When the term “Art” is thrown in front of the words rock, or metal, or any genre of music for that matter, the pretentiousness alarm starts going off in my brain. Crimson Blue come with a strong emphasis on the “art” of their music and an unfortunate lack of attention paid to the structure and balance of their sound.
There are some high points in The Angelic Performance, where the band creates an atmosphere similar to that of Myrath with the use of guitar with some serious Eastern twang in it (bringing to mind thoughts of traversing a vast desert), but these moments are never capitalized on and lead right into the problems that plague the album. Rather than building upon an already established sound, Crimson Blue often opt to go for the switch up, swapping their heavy distorted guitars and dirty bass lines for acoustics and synth/piano. The consistent changes make for a very disjointed experience, and even though I’m all for throwing unexpected things into music, at the very least it needs to flow with and add to the previous passage.

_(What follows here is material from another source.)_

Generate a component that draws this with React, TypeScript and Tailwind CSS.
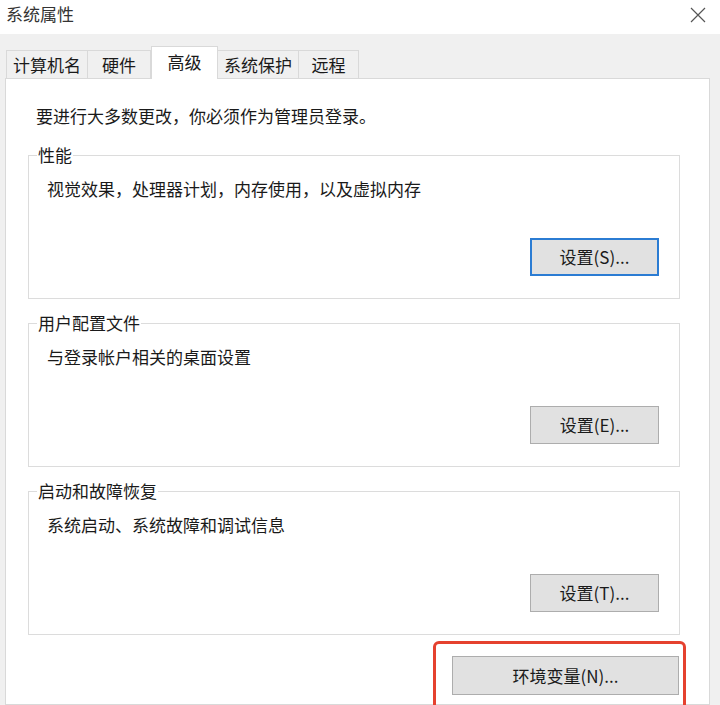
import React from 'react';

const font = { fontFamily: '"Noto Sans CJK SC", "Noto Sans", sans-serif' };

const tabs = [
	{ label: '计算机名', w: 'w-[82px]' },
	{ label: '硬件', w: 'w-[64px]' },
	{ label: '高级', w: 'w-[67px]', active: true },
	{ label: '系统保护', w: 'w-[82px]' },
	{ label: '远程', w: 'w-[61px]' },
];

const SettingButton = ({ label, focused }: { label: string; focused?: boolean }) => (
	<button
		type="button"
		className={
			'w-[129px] h-[38px] bg-[#e1e1e1] text-[17px] text-[#1a1a1a] flex items-center justify-center ' +
			(focused ? 'border-2 border-[#2b7cd3]' : 'border border-[#adadad]')
		}
	>
		{label}
	</button>
);

const Group = ({ title, desc, button, focused }: { title: string; desc: string; button: string; focused?: boolean }) => (
	<fieldset className="w-[652px] border border-[#dcdcdc] ml-[22px] pr-[20px] pb-[22px] pt-[11px]">
		<legend className="ml-[8px] px-[1px] text-[17px] leading-[22px] text-[#1a1a1a]">{title}</legend>
		<div className="pl-[18px] text-[17px] leading-[24px] text-[#1a1a1a]">{desc}</div>
		<div className="flex justify-end mt-[37px]">
			<SettingButton label={button} focused={focused} />
		</div>
	</fieldset>
);

export default function App() {
	return (
		<div className="w-[720px] h-[705px] overflow-hidden bg-[#f0f0f0] flex flex-col" style={font}>
			<div className="h-[34px] bg-white flex items-start justify-between pl-[6px] pr-[12px] pt-[1px] shrink-0">
				<span className="text-[17px] leading-[26px] text-[#333]">系统属性</span>
				<svg width="16" height="16" viewBox="0 0 16 16" className="text-[#555] mt-[6px] mr-[2px]">
					<path d="M1 1L15 15M15 1L1 15" stroke="currentColor" strokeWidth="1.2" fill="none" />
				</svg>
			</div>

			<div className="flex items-end pl-[6px] mt-[12px] h-[33px] shrink-0 relative z-10">
				{tabs.map((t) =>
					t.active ? (
						<div
							key={t.label}
							className={`${t.w} h-[33px] bg-white border border-b-0 border-[#d9d9d9] flex justify-center pt-[2px] text-[17px] text-[#1a1a1a]`}
						>
							{t.label}
						</div>
					) : (
						<div
							key={t.label}
							className={`${t.w} h-[28px] mb-[1px] border border-b-0 border-[#d9d9d9] flex items-center justify-center text-[17px] text-[#1a1a1a] -ml-px first:ml-0`}
						>
							{t.label}
						</div>
					)
				)}
			</div>

			<div className="ml-[5px] w-[705px] flex-1 -mt-px bg-white border border-[#d9d9d9] flex flex-col">
				<div className="pl-[30px] pt-[25px] text-[17px] leading-[24px] text-[#1a1a1a]">
					要进行大多数更改，你必须作为管理员登录。
				</div>
				<div className="mt-[16px] flex flex-col gap-[13px]">
					<Group title="性能" desc="视觉效果，处理器计划，内存使用，以及虚拟内存" button="设置(S)..." focused />
					<Group title="用户配置文件" desc="与登录帐户相关的桌面设置" button="设置(E)..." />
					<Group title="启动和故障恢复" desc="系统启动、系统故障和调试信息" button="设置(T)..." />
				</div>
				<div className="flex justify-end pr-[30px] mt-[21px]">
					<div className="relative">
						<button
							type="button"
							className="w-[227px] h-[39px] bg-[#e1e1e1] border border-[#adadad] text-[17px] text-[#1a1a1a] flex items-center justify-center"
						>
							环境变量(N)...
						</button>
						<span className="absolute -left-[19px] -right-[7px] -top-[15px] h-[80px] border-[3px] border-[#e5412f] rounded-[6px] pointer-events-none" />
					</div>
				</div>
			</div>
		</div>
	);
}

Vocalist Dani Hellström provides some technically good vocals that would fit right in with some symphonic acts, but doesn’t do much to distinguish her own voice. Not being able to quite reach the range of the operatic style of, say, Nightwishm, and not willing to dirty the cleanliness of her vocals with the brutality of Battle Beast or Arch Enemy, it all becomes a forgettable experience that washes over the listener, at times dull enough to put you to sleep.
Crimson Blue definitely have some good ideas, but The Angelic Performance is skewed with a lack of focus that prevents any of them from forming into a full concept. The album could serve as a blueprint for the band to figure out what direction they want to take with their sound, but as it stands right now, it feels like an unfinished, underdeveloped piece of work.